Madhva’s Dvaita school is decidedly realist in the same category as other Indian philosophical schools such as Samkhya, Nyaya, Vaisheshika and Purva mimamsa. Madhava explained that the universe is not fundamentally illusory, but is instead a real creation of Brahman. In contrast with the advaita (non-dualist) philosophy expounded by Shankara, Madhva (who is also known as Madhvacharya) maintained that there is an eternal distinction between the individual self and the absolute.[4] Difference is not regarded as an attribute, but as the very nature of an existence which makes it unique. Dvaita posited an anthropomorphic personal and independent God, Vishnu, who rules over the separate and dependent entities of soul and matter ("Prakriti").

Contents

Souls are in bondage to the earthly cycle of life and death because they are ignorant of the true nature of God. Liberation cannot be achieved through knowledge and performance of ritual duties alone, but requires the grace of God, which can only be acquired through bhakti (devotion). The liberated soul does not become one with God but exists separately in bliss. Unlike other systems of Hinduism, Madhva taught that souls achieve different levels of liberation, and one category of souls is destined for eternal damnation.

History

Dvaita is one of the three most influential branches in the orthodox Hindu philosophical system of Vedanta, along with the schools of Advaita (non-dualism) and Visistadvaita (qualified non-dualism). Its founder was Madhva, also called Anandatirtha or Pūrnaprajňa (c. 1199–1278), who came from the modern Karnataka state. Madhva openly proclaimed himself to be divine in many of his writings, claiming to represent the third avatar of Vayu, the Vedic wind god, following Hanuman. Even during his lifetime, his followers revered him as an incarnation of the wind god Vayu, who had been sent to earth by the lord Vishnu to save the good, after the powers of evil had sent the philosopher Sankara, an important proponent of the Advaita (“Nondualist”) school. Madhva’s opposition to Advaita was so great that he referred to the Advaitans as “deceitful demons, who play in the darkness of Ignorance and who must run away now that the omniscient Lord (the Sun of Dualism) is coming to destroy their darkness of arguments and false interpretations of the scriptures.”[5]

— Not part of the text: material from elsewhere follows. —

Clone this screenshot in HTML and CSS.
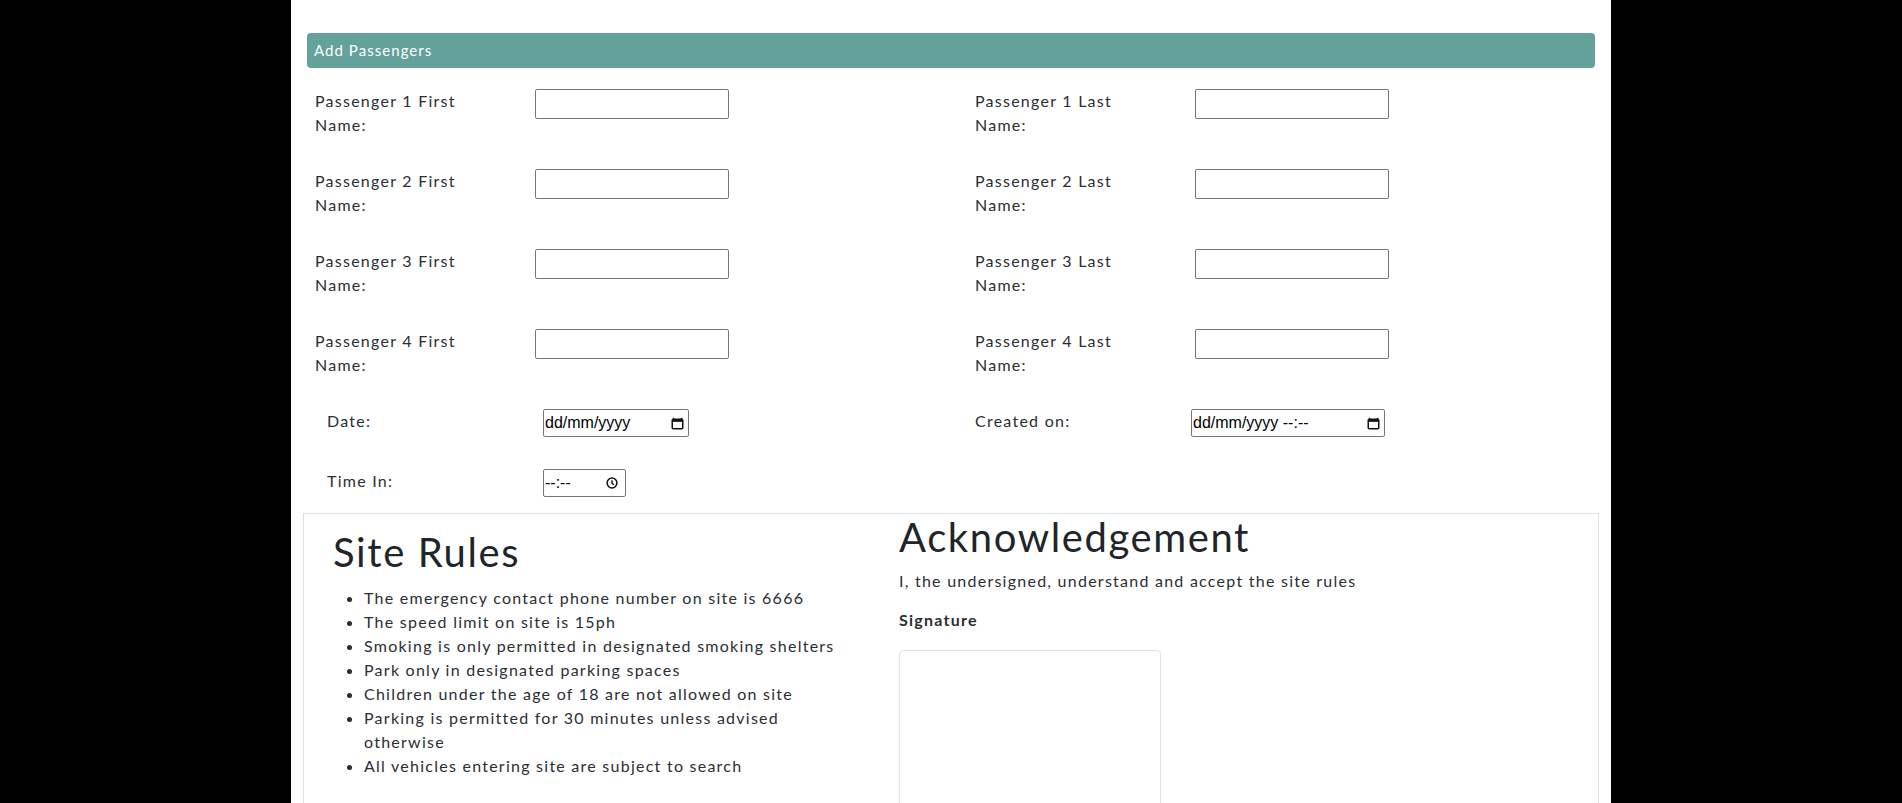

Madhva wrote thirty-seven works, including a commentary on the Brahma Sutras called Madhva-bhasya. In addition to his writings, Madhva founded the Madhva sampradaya (community) in Udipi, where it is said he discovered an idol of Krishna encased in mud. He placed this statue in the Udipi temple. He also ordained eight monks in eight different monasteries (astamathas) who propagated his teachings both during his life and afterward. His eight original monasteries of Udupi have continued under an uninterrupted series of abbots and are still in existence today; the main icon of Krishna, which he allegedly recovered from the mud still stands in the temple there.

Madhva is considered to be a very influential Hindu theologian due to his revitalization of monotheism in the face of the powerful doctrines of monism and polytheism introduced by foreign invaders. His influence was particularly evident in Karnataka, where great leaders of the Vaishnava Bhakti movement such as Purandara Dasa and Kanaka Dasa adhered to the Dvaita traditions. Jayatirtha (c. 1365 – c. 1388),[6] Vyasatirtha (1460 – 1539), Ramacharya, Sripadaraya, Vadirajatirtha, Vijaya Dasa and the famous Hindu saint, Raghavendra Swami (1591 – 1671), were dedicated followers of Madhva's tradition. The poet Narayana Panditacharya, son of a disciple of Madhva, wrote an epic poem, "Sumadhva Vijaya," on his life.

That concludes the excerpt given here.